**PROBLEM STATEMENT**:
Identify and reproduce every line holding the string "index".

--- BEGIN SOURCE MATERIAL ---

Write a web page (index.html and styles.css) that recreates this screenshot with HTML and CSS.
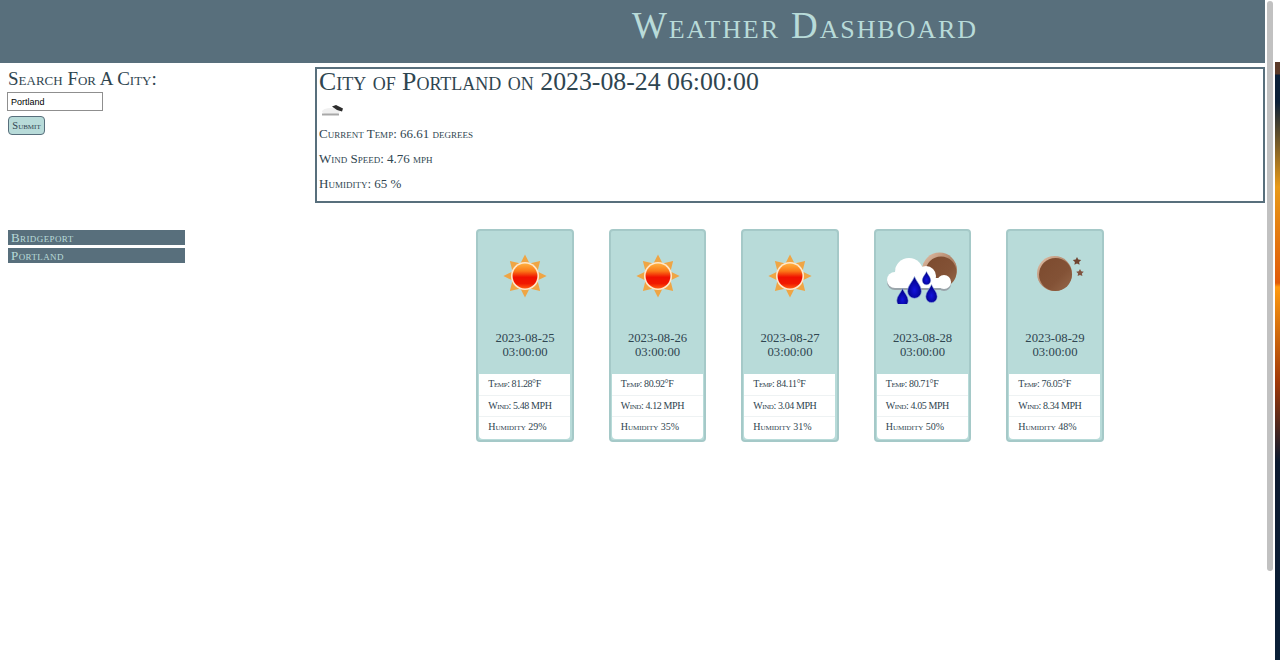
FILE: index.html
```html
<!DOCTYPE html>
<html lang="en">
<head>
<meta charset="utf-8">
<title>Weather Dashboard</title>
<link rel="stylesheet" href="styles.css">
</head>
<body>
<svg class="defs" width="0" height="0" aria-hidden="true">
  <defs>
    <linearGradient id="ball" x1="0" y1="0" x2="0" y2="1"><stop offset="0" stop-color="#ffb040"/><stop offset=".3" stop-color="#fb7a18"/><stop offset=".55" stop-color="#f01000"/><stop offset=".8" stop-color="#f01800"/><stop offset="1" stop-color="#ff5a10"/></linearGradient>
    <linearGradient id="moon" x1="0" y1="0" x2="1" y2="1"><stop offset="0" stop-color="#7c4a2e"/><stop offset=".6" stop-color="#835236"/><stop offset="1" stop-color="#96684a"/></linearGradient>
    <linearGradient id="moonrim" x1="0" y1="0" x2="1" y2="1"><stop offset="0" stop-color="#e6c4ac"/><stop offset=".5" stop-color="#b08468"/><stop offset="1" stop-color="#a87c60"/></linearGradient>
    <radialGradient id="drop" cx="50%" cy="62%" r="55%"><stop offset="0" stop-color="#1414dc"/><stop offset=".7" stop-color="#0606a0"/><stop offset="1" stop-color="#000078"/></radialGradient>
    <path id="tear" d="M0-10C2-5 6-2 6 3A6 6 0 0 1-6 3C-6-2-2-5 0-10z" fill="url(#drop)" stroke="#8fa8e0" stroke-width=".6"/>
    <symbol id="sun" viewBox="0 0 50 50">
      <g fill="#efa544">
        <path d="M25 5l4.500 9h-9z"/><path d="M25 45l4.500-9h-9z"/><path d="M5 25l9-4.500v9z"/><path d="M45 25l-9-4.500v9z"/>
        <path d="M11 11l10 2.500-7.500 7.500z"/><path d="M39 11l-10 2.500 7.500 7.500z"/><path d="M11 39l10-2.500-7.500-7.500z"/><path d="M39 39l-10-2.500 7.500-7.500z"/>
      </g>
      <circle cx="25" cy="25" r="13" fill="#ffe8cc"/>
      <circle cx="25" cy="25" r="11.500" fill="url(#ball)"/>
    </symbol>
    <symbol id="rain" viewBox="0 0 74 56">
      <circle cx="54.500" cy="22" r="17.500" fill="url(#moonrim)"/>
      <circle cx="56" cy="24" r="15.500" fill="url(#moon)"/>
      <g fill="#9aa4aa" transform="translate(0 2)">
        <circle cx="10" cy="32" r="8"/><circle cx="24" cy="24" r="14"/><circle cx="41" cy="28" r="10"/><circle cx="59" cy="34" r="7"/><rect x="10" y="30" width="50" height="10"/>
      </g>
      <g fill="#fff">
        <circle cx="10" cy="32" r="8"/><circle cx="24" cy="24" r="14"/><circle cx="41" cy="28" r="10"/><circle cx="59" cy="34" r="7"/><rect x="10" y="30" width="50" height="10"/>
      </g>
      <use href="#tear" transform="translate(17.500 50) scale(.95)"/>
      <use href="#tear" transform="translate(29.500 40) scale(1.150)"/>
      <use href="#tear" transform="translate(41.500 30.500) scale(.7)"/>
      <use href="#tear" transform="translate(46.500 46) scale(.95)"/>
    </symbol>
    <symbol id="night" viewBox="0 0 60 50">
      <circle cx="29.500" cy="22.500" r="17.500" fill="url(#moonrim)"/>
      <circle cx="30.500" cy="23.500" r="16.500" fill="url(#moon)"/>
      <path d="M52 6l1.300 2.500 2.900.4-2.100 2 .5 2.900-2.600-1.400-2.600 1.400.5-2.900-2.100-2 2.900-.4z" fill="#704430"/>
      <path d="M55 18l1.200 2.300 2.600.4-1.900 1.800.5 2.600-2.400-1.200-2.400 1.200.5-2.600-1.900-1.800 2.600-.4z" fill="#805440"/>
    </symbol>
  </defs>
</svg>
<div class="page">
  <header class="banner"><h1>Weather Dashboard</h1></header>
  <main class="layout">
    <aside class="side">
      <h2>Search For A City:</h2>
      <input class="city-input" type="text" value="Portland" aria-label="City">
      <button class="submit" type="button">Submit</button>
      <ul class="history">
        <li>Bridgeport</li>
        <li>Portland</li>
      </ul>
    </aside>
    <section class="content">
      <div class="today">
        <h2>City of Portland on 2023-08-24 06:00:00</h2>
        <svg class="today-icon" viewBox="0 0 26 18" width="26" height="18" aria-hidden="true">
          <ellipse cx="11" cy="8.500" rx="9" ry="3.500" fill="#f0f0f0"/>
          <path d="M2 11.500h17" stroke="#a8a8a8" stroke-width="2"/>
          <path d="M12 3.500l4-1.500 7 3.500-1 3-5-1.500z" fill="#2c2c2c"/>
        </svg>
        <p>Current Temp: 66.61 degrees</p>
        <p>Wind Speed: 4.76 mph</p>
        <p>Humidity: 65 %</p>
      </div>
      <div class="cards">
        <article class="card">
          <div class="card-icon"><svg width="54" height="54"><use href="#sun"/></svg></div>
          <h3>2023-08-25<br>03:00:00</h3>
          <ul><li>Temp: 81.28°F</li><li>Wind: 5.48 MPH</li><li>Humidity 29%</li></ul>
        </article>
        <article class="card">
          <div class="card-icon"><svg width="54" height="54"><use href="#sun"/></svg></div>
          <h3>2023-08-26<br>03:00:00</h3>
          <ul><li>Temp: 80.92°F</li><li>Wind: 4.12 MPH</li><li>Humidity 35%</li></ul>
        </article>
        <article class="card">
          <div class="card-icon"><svg width="54" height="54"><use href="#sun"/></svg></div>
          <h3>2023-08-27<br>03:00:00</h3>
          <ul><li>Temp: 84.11°F</li><li>Wind: 3.04 MPH</li><li>Humidity 31%</li></ul>
        </article>
        <article class="card">
          <div class="card-icon"><svg width="74" height="56"><use href="#rain"/></svg></div>
          <h3>2023-08-28<br>03:00:00</h3>
          <ul><li>Temp: 80.71°F</li><li>Wind: 4.05 MPH</li><li>Humidity 50%</li></ul>
        </article>
        <article class="card">
          <div class="card-icon"><svg width="60" height="50"><use href="#night"/></svg></div>
          <h3>2023-08-29<br>03:00:00</h3>
          <ul><li>Temp: 76.05°F</li><li>Wind: 8.34 MPH</li><li>Humidity 48%</li></ul>
        </article>
      </div>
    </section>
  </main>
</div>
<div class="scroll-thumb"></div>
<div class="wallpaper"></div>
</body>
</html>
```
FILE: styles.css
```css
html, body { margin: 0; padding: 0; height: 660px; overflow: hidden; background: #fff; }
body { font-family: "Liberation Serif", "Times New Roman", serif; font-variant: small-caps; color: #2f4550; }
.defs { position: absolute; }
.page { width: 1265px; }
.banner { height: 63px; background: #586f7c; display: flex; align-items: center; padding: 0 0 12px 632px; box-sizing: border-box; }
.banner h1 { margin: 0; font-size: 37px; letter-spacing: 1.900px; font-weight: 400; color: #b8dbd9; white-space: nowrap; }
.layout { display: grid; grid-template-columns: 315px 950px; }
.side { padding: 5px 0 0 8px; display: flex; flex-direction: column; align-items: flex-start; }
.side h2 { margin: 0 0 1px; font-size: 19px; line-height: 22px; font-weight: 400; }
.city-input { width: 96px; height: 19px; box-sizing: border-box; margin: 1px 0 0 -1px; padding: 0 3px; border: 1px solid #8f8f8f; font: 9px "Liberation Sans", Arial, sans-serif; font-variant: normal; color: #000; }
.submit { margin-top: 5px; width: 37px; height: 19px; padding: 0; background: #b8dbd9; border: 1px solid #586f7c; border-radius: 4px; font: 10.500px "Liberation Serif", serif; font-variant: small-caps; color: #2f4550; }
.history { list-style: none; margin: 95px 0 0; padding: 0; width: 177px; }
.history li { height: 15px; margin-bottom: 3px; padding-left: 3px; line-height: 16px; font-size: 13px; letter-spacing: .4px; background: #586f7c; color: #b8dbd9; }
.content { padding-top: 4px; }
.today { height: 136px; box-sizing: border-box; border: 2px solid #586f7c; padding: 0 2px; }
.today h2 { margin: -2px 0 0; font-size: 25.800px; line-height: 29px; font-weight: 400; white-space: nowrap; }
.today-icon { display: block; margin: 7px 0 0 1px; filter: blur(.6px); }
.today p { margin: 0 0 11px; font-size: 13px; line-height: 14px; }
.today-icon + p { margin-top: 6px; }
.cards { margin-top: 26px; display: flex; justify-content: center; gap: 34.900px; }
.card { width: 97.600px; height: 213px; box-sizing: border-box; background: #b8dbd9; border: 2px solid #a5c9c8; border-radius: 4px; text-align: center; display: flex; flex-direction: column; }
.card-icon { height: 90px; display: flex; align-items: center; justify-content: center; }
.card-icon svg { filter: blur(.7px); }
.card h3 { margin: 10px 0 0; font-size: 12.700px; line-height: 14px; font-weight: 400; font-variant: normal; height: 35px; }
.card ul { list-style: none; margin: 8px 1.500px 0 1px; padding: 0; background: #fff; border-radius: 0 0 4px 4px; flex: 0 0 auto; }
.card li { height: 21.500px; box-sizing: border-box; text-align: left; padding-left: 9px; font-size: 10px; line-height: 20px; border-bottom: 1px solid #eef2f3; white-space: nowrap; letter-spacing: -.4px; }
.card li:last-child { border-bottom: 0; letter-spacing: 0; }
.scroll-thumb { position: absolute; left: 1267px; top: 1px; width: 6px; height: 570px; border-radius: 3px; background: #c1c1c1; }
.wallpaper { position: absolute; left: 1275px; top: 62px; width: 5px; height: 598px; background: linear-gradient(#5a3a28 0, #5a3a28 12px, #0b2038 13px, #0b2038 40px, #e89a18 125px, #e05a08 221px, #ff9a10 225px, #a03808 320px, #0b1a30 400px, #0b2038 100%); }
```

--- END SOURCE MATERIAL ---

**TASK ANSWER**:
Write a web page (index.html and styles.css) that recreates this screenshot with HTML and CSS.
FILE: index.html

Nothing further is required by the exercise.